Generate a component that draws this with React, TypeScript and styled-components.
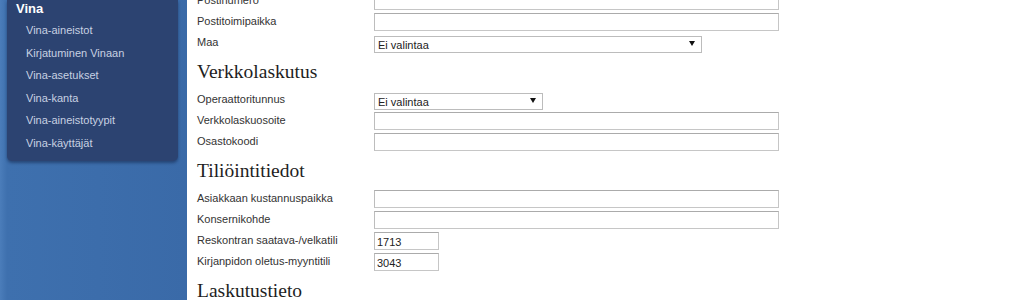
import styled, { createGlobalStyle } from "styled-components";

const GlobalStyle = createGlobalStyle`
  html, body {
    margin: 0;
    padding: 0;
    background: #fff;
  }
  body {
    font-family: "Liberation Sans", Arial, sans-serif;
    overflow: hidden;
  }
`;

type Field = {
    label: string
    kind?: 'input' | 'select'
    width: number
    value?: string
}

type Section = {
    title?: string
    fields: Field[]
}

const menu = [
    'Vina-aineistot',
    'Kirjatuminen Vinaan',
    'Vina-asetukset',
    'Vina-kanta',
    'Vina-aineistotyypit',
    'Vina-käyttäjät',
]

const sections: Section[] = [
    {
        fields: [
            { label: 'Postinumero', width: 405 },
            { label: 'Postitoimipaikka', width: 405 },
            { label: 'Maa', kind: 'select', width: 328, value: 'Ei valintaa' },
        ],
    },
    {
        title: 'Verkkolaskutus',
        fields: [
            { label: 'Operaattoritunnus', kind: 'select', width: 169, value: 'Ei valintaa' },
            { label: 'Verkkolaskuosoite', width: 405 },
            { label: 'Osastokoodi', width: 405 },
        ],
    },
    {
        title: 'Tiliöintitiedot',
        fields: [
            { label: 'Asiakkaan kustannuspaikka', width: 405 },
            { label: 'Konsernikohde', width: 405 },
            { label: 'Reskontran saatava-/velkatili', width: 65, value: '1713' },
            { label: 'Kirjanpidon oletus-myyntitili', width: 65, value: '3043' },
        ],
    },
    {
        title: 'Laskutustieto',
        fields: [],
    },
]

export default function App() {
    return (
        <Page>
            <GlobalStyle />
            <Sidebar>
                <Panel>
                    <PanelTitle>Vina</PanelTitle>
                    <Menu>
                        {menu.map(item => <MenuItem key={item}>{item}</MenuItem>)}
                    </Menu>
                </Panel>
            </Sidebar>
            <Content>
                <Form>
                    {sections.map((section, i) => (
                        <div key={i}>
                            {section.title && <Heading>{section.title}</Heading>}
                            {section.fields.map(field => (
                                <Row key={field.label}>
                                    <Label>{field.label}</Label>
                                    {field.kind === 'select' ? (
                                        <SelectWrap $width={field.width}>
                                            <Select defaultValue={field.value}>
                                                <option>{field.value}</option>
                                            </Select>
                                        </SelectWrap>
                                    ) : (
                                        <Input $width={field.width} defaultValue={field.value} />
                                    )}
                                </Row>
                            ))}
                        </div>
                    ))}
                </Form>
            </Content>
        </Page>
    )
}

const Page = styled.div`
    display: flex;
    height: 300px;
    overflow: hidden;
`

const Sidebar = styled.div`
    flex: 0 0 187px;
    background: linear-gradient(to right, #4b7dba 0px, #3e70ae 7px, #3a6aa8 100%);
`

const Panel = styled.div`
    margin-left: 7px;
    width: 171px;
    background: #2c4371;
    border-radius: 0 0 5px 5px;
    box-shadow: 0 2px 3px rgba(10, 25, 55, 0.45);
    padding-bottom: 6px;
`

const PanelTitle = styled.div`
    padding-left: 9px;
    font-size: 13px;
    font-weight: bold;
    line-height: 18px;
    color: #fff;
`

const Menu = styled.ul`
    list-style: none;
    margin: 1px 0 0;
    padding: 0;
`

const MenuItem = styled.li`
    padding-left: 19px;
    font-size: 11px;
    line-height: 22.6px;
    color: #c8d1e2;
`

const Content = styled.div`
    flex: 1;
    background: #fff;
    padding-left: 10px;
`

const Form = styled.div`
    margin-top: -9.5px;
`

const Heading = styled.h2`
    margin: 0;
    height: 36px;
    font-family: "Liberation Serif", Georgia, serif;
    font-weight: normal;
    font-size: 19.5px;
    line-height: 36px;
    color: #1e1e1e;
`

const Row = styled.div`
    display: grid;
    grid-template-columns: 177px auto;
    align-items: center;
    height: 21px;
`

const Label = styled.span`
    padding-bottom: 3px;
    font-size: 11px;
    color: #333;
`

const Input = styled.input<{ $width: number }>`
    box-sizing: border-box;
    width: ${({ $width }) => $width}px;
    height: 18px;
    margin: 0;
    padding: 1px 2px 0;
    border: 1px solid #c6c6c6;
    border-top-color: #ababab;
    border-left-color: #bdbdbd;
    font-family: "Liberation Sans", Arial, sans-serif;
    font-size: 11px;
    color: #222;
    background: #fff;
    outline: none;
`

const SelectWrap = styled.span<{ $width: number }>`
    position: relative;
    display: block;
    width: ${({ $width }) => $width}px;
    height: 17px;

    &::after {
        content: "";
        position: absolute;
        right: 7px;
        top: 6px;
        border-left: 3px solid transparent;
        border-right: 3px solid transparent;
        border-top: 5px solid #111;
        pointer-events: none;
    }
`

const Select = styled.select`
    box-sizing: border-box;
    appearance: none;
    width: 100%;
    height: 17px;
    margin: 0;
    padding: 0 0 0 3px;
    border: 1px solid #bcbcbc;
    border-radius: 0;
    font-family: "Liberation Sans", Arial, sans-serif;
    font-size: 11px;
    color: #222;
    background: #fff;
    outline: none;
`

# # # # # # #

JOB: Pick out, from the lines above, every one that contains the string "components".

ANSWER BELOW:
Generate a component that draws this with React, TypeScript and styled-components.
import styled, { createGlobalStyle } from "styled-components";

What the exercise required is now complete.